Divan highlighted that the legislation has failed to provide a mechanism to evaluate whether a person falls within the four criteria for the grant of citizenship.

According to Divan, the net effect of the provision has resulted in the grant of citizenship to those immigrants who are as old as 57 but cannot establish ‘Indian’ ancestry.

The system of criteria-less citizenship” is a “fatal flaw”, Diwan submitted.

Further, Divan contended that Section 6A(3) does not prescribe a time limit for availing the benefits under the Act and applying for citizenship.

Referring to Section 6A as an “endless beacon”, Divan stated, “It [the provision] is a magnet to attract illegal migrants to Assam”.

In addition, Divan submitted that Section 6A is “unconstitutionally vague”, since it fails to define a ‘person ordinarily resident in Assam’, a phrase which cuts across the entire fulcrum of Section 6A. 

He relied on the Supreme Court judgments in Harakchand Ratanchand Banthia versus Union of India (1969), Shreya Singhal versus Union of India (2015), Shayara Bano versus Union of India and Others (2017) to submit that, “The two issues of the absence of machinery and core vagueness makes the provision [of Section 6A] constitutionally infirmed.”

On the provision being discriminatory, Divan emphasised that the communique between India and Bangladesh does not set out any justification for singling out Assam and the Union government’s affidavit recognises the impact on all other border states.

The CJI remarked that the Parliament showed leniency for the grant of citizenship until 1966 since people had already been residing in Assam for the previous 19 years.

To this, Divan replied that even after the legislation relating to Section 6A was passed in 1985, the Union and state governments failed to take any steps, including conducting a census.

On the contention that it is State’s duty to proportionately respond to a situation under international law, Divan argued that the minimum standards for those escaping violence, as provided under international humanitarian law, are short of citizenship. 

Limited powers of the Parliament

Advocate K.N. Choudhury, appearing for a second batch of petitioners, referred to a report by the home ministry.

From the report, Choudhury highlighted that the northeastern states comprise an estimated 12 million foreigners, and are striven with economic, political and ethnic clashes.

Further, it was also emphasised by Choudhury that the report says 32 percent of the constituencies in Assam are dominated by illegal immigrants.

According to Choudhury, the plenary powers of Parliament are subject to limitation.

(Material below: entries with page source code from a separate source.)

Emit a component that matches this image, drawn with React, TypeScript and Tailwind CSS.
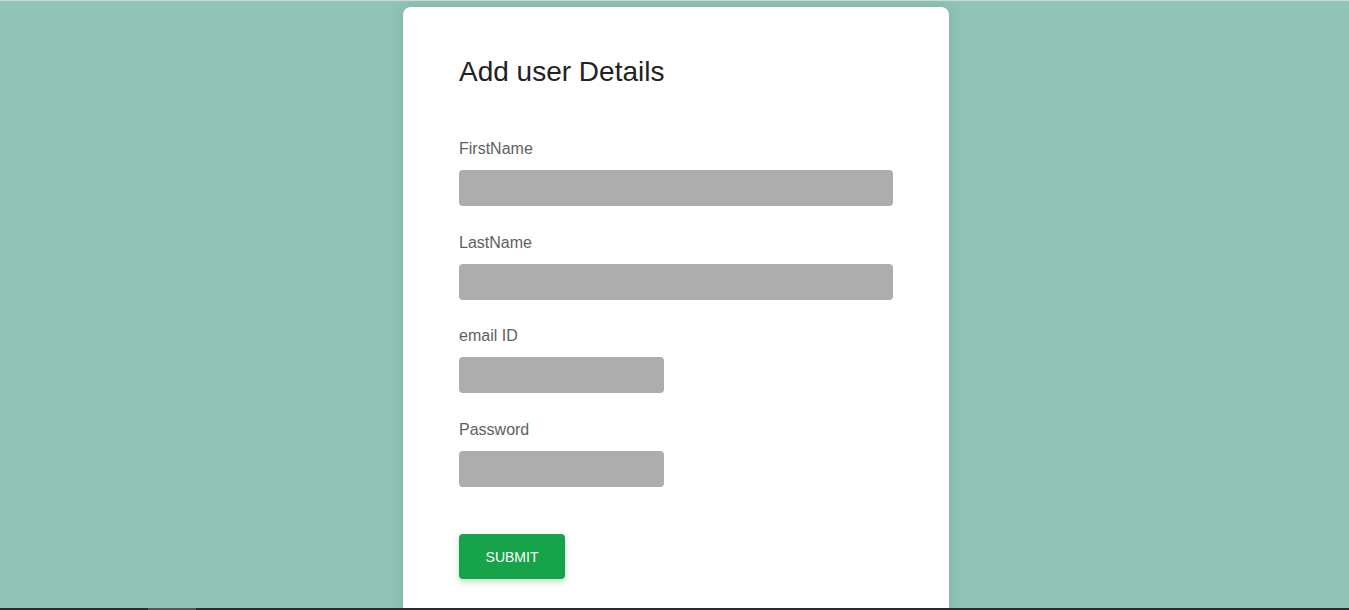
import React from "react";

const fields = [
  { label: "FirstName", wide: true },
  { label: "LastName", wide: true },
  { label: "email ID", wide: false },
  { label: "Password", wide: false },
];

export default function App() {
  return (
    <div
      className="h-[610px] w-full flex flex-col overflow-hidden bg-[#90c4b6]"
      style={{ fontFamily: '"Liberation Sans", Arial, sans-serif' }}
    >
      {/* top edge of the browser frame */}
      <div className="h-px bg-[#cfd6d3]" />

      <main className="flex-1 flex justify-center pl-[3px] overflow-hidden">
        <div className="w-[546px] h-[640px] shrink-0 mt-[6px] bg-white rounded-lg shadow-[0_0_14px_rgba(60,110,95,0.25)] px-[56px] pt-[49px]">
          <h1 className="text-[28px] leading-8 text-[#222]">Add user Details</h1>

          <form className="mt-[51px] flex flex-col gap-[26.5px]" onSubmit={(e) => e.preventDefault()}>
            {fields.map((f) => (
              <div key={f.label} className="flex flex-col">
                <label className="text-base leading-5 text-[#5f5f5f] mb-[11px]">{f.label}</label>
                <input
                  type={f.label === "Password" ? "password" : "text"}
                  className={
                    f.wide
                      ? "h-9 w-full rounded bg-[#adadad] outline-none px-3"
                      : "h-9 w-[205px] rounded bg-[#adadad] outline-none px-3"
                  }
                />
              </div>
            ))}

            <div className="pt-[21px]">
              <button
                type="submit"
                className="h-[45px] w-[106px] rounded bg-[#16a34a] text-white text-sm shadow-[0_3px_6px_rgba(22,163,74,0.3)]"
              >
                SUBMIT
              </button>
            </div>
          </form>
        </div>
      </main>

      {/* taskbar strip at the bottom */}
      <div className="h-[2px] flex bg-[#2b2c2d]">
        <div className="w-[148px]" />
        <div className="w-[48px] bg-[#555657]" />
      </div>
    </div>
  );
}
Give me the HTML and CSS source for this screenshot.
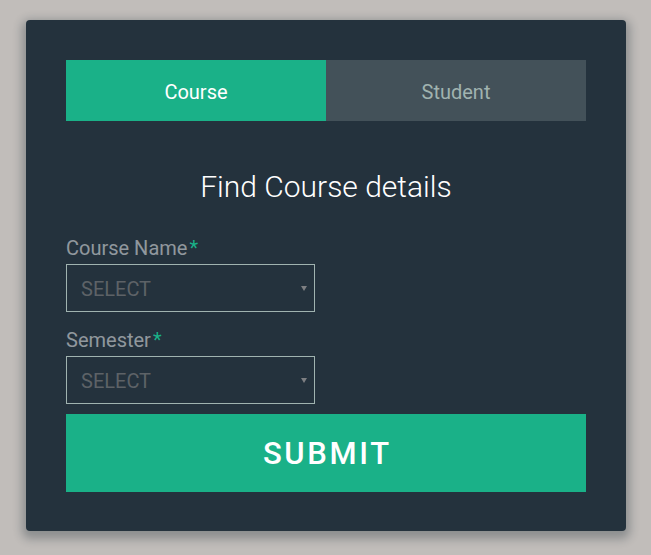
FILE: index.html
```html
<!DOCTYPE html>
<html lang="en">
<head>
<meta charset="utf-8">
<title>Find Course details</title>
<link rel="stylesheet" href="styles.css">
</head>
<body>
<div class="card">
  <div class="tabs">
    <div class="tab active">Course</div>
    <div class="tab">Student</div>
  </div>
  <h1 class="title">Find Course details</h1>
  <form class="form">
    <div class="field">
      <label class="label">Course Name<span class="req">*</span></label>
      <div class="select">
        <span class="placeholder">SELECT</span>
        <svg class="arrow" width="6" height="5" viewBox="0 0 6 5"><path d="M0 0h6L3 5z" fill="#7d7f82"/></svg>
      </div>
    </div>
    <div class="field second">
      <label class="label">Semester<span class="req">*</span></label>
      <div class="select">
        <span class="placeholder">SELECT</span>
        <svg class="arrow" width="6" height="5" viewBox="0 0 6 5"><path d="M0 0h6L3 5z" fill="#7d7f82"/></svg>
      </div>
    </div>
    <button type="button" class="submit">Submit</button>
  </form>
</div>
</body>
</html>
```
FILE: styles.css
```css
* { box-sizing: border-box; }
html, body { margin: 0; padding: 0; }
body {
  background: #c1bdba;
  font-family: Roboto, "Liberation Sans", sans-serif;
  width: 651px;
  height: 555px;
  overflow: hidden;
}
.card {
  margin: 20px 0 0 26px;
  width: 600px;
  height: 511px;
  padding: 40px 40px 39px;
  background: #24323d;
  border-radius: 4px;
  box-shadow: 0 4px 10px 4px rgba(19, 35, 47, 0.3);
}
.tabs {
  display: flex;
  height: 61px;
}
.tab {
  flex: 1;
  display: flex;
  align-items: center;
  justify-content: center;
  font-size: 20px;
  color: #a0b3b0;
  background: #435159;
  padding-top: 2px;
}
.tab.active {
  background: #1ab188;
  color: #ffffff;
}
.title {
  margin: 49px 0 0;
  font-size: 30px;
  line-height: 34px;
  font-weight: 300;
  color: #ffffff;
  text-align: center;
}
.form {
  margin-top: 31px;
  display: flex;
  flex-direction: column;
}
.field.second { margin-top: 15px; }
.label {
  display: block;
  font-size: 20px;
  line-height: 26px;
  color: rgba(255, 255, 255, 0.5);
  margin-bottom: 3px;
}
.req {
  color: #1ab188;
  margin-left: 2px;
}
.select {
  width: 249px;
  height: 48px;
  border: 1px solid #a0b3b0;
  display: flex;
  align-items: center;
  justify-content: space-between;
  padding: 0 7px 0 14px;
}
.placeholder {
  font-size: 20px;
  color: #5d6267;
  padding-top: 1px;
}
.arrow { display: block; margin-top: 1px; }
.submit {
  margin-top: 10px;
  height: 78px;
  width: 100%;
  border: 0;
  background: #1ab188;
  color: #ffffff;
  font-family: Roboto, "Liberation Sans", sans-serif;
  font-size: 31px;
  font-weight: 500;
  letter-spacing: 0.085em;
  text-transform: uppercase;
  padding: 0 0 0 0.085em;
}
```
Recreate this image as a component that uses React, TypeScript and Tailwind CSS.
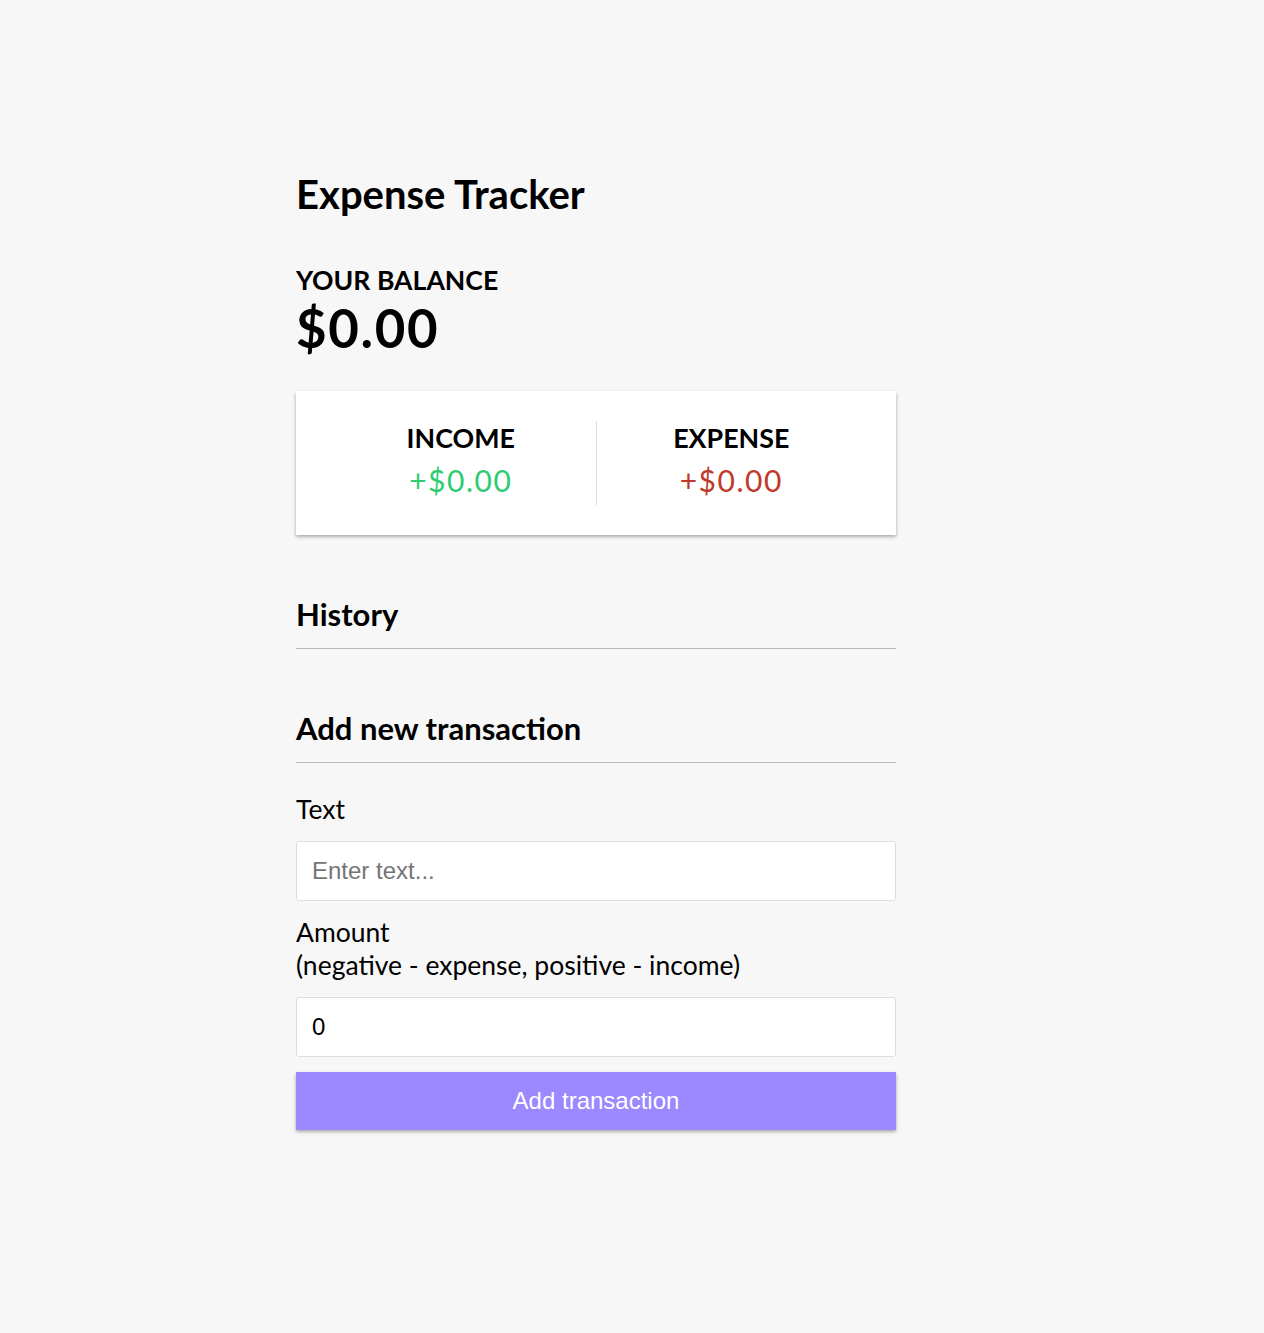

He claimed that Section 6A poses a security threat to the country, making its object unlawful and hence, liable to be struck down.

Choudhury submitted that the government has failed to address the issue and ought to formulate more stringent legislation.

Finally, it was stressed by Choudhury that all individuals who entered Assam after 1971 should be identified by an exercise and relocated to other states all over the country.

Senior advocate Vijay Hansaria, representing a third batch of petitioners, submitted that Article 6 of the Constitution provides conditions for the grant of citizenship to those who migrated to India after July 19, 1948.

The “open-ended clause” of Section 6A, which shifts the date from 1948 to 1966, marks a fundamental difference with Article 6 of the Constitution.

Choudhury highlighted that the Parliament’s powers under Article 11 of the Constitution do not apply to persons covered under Articles 6 and 7 of the Constitution.

The matter has been reserved for judgment.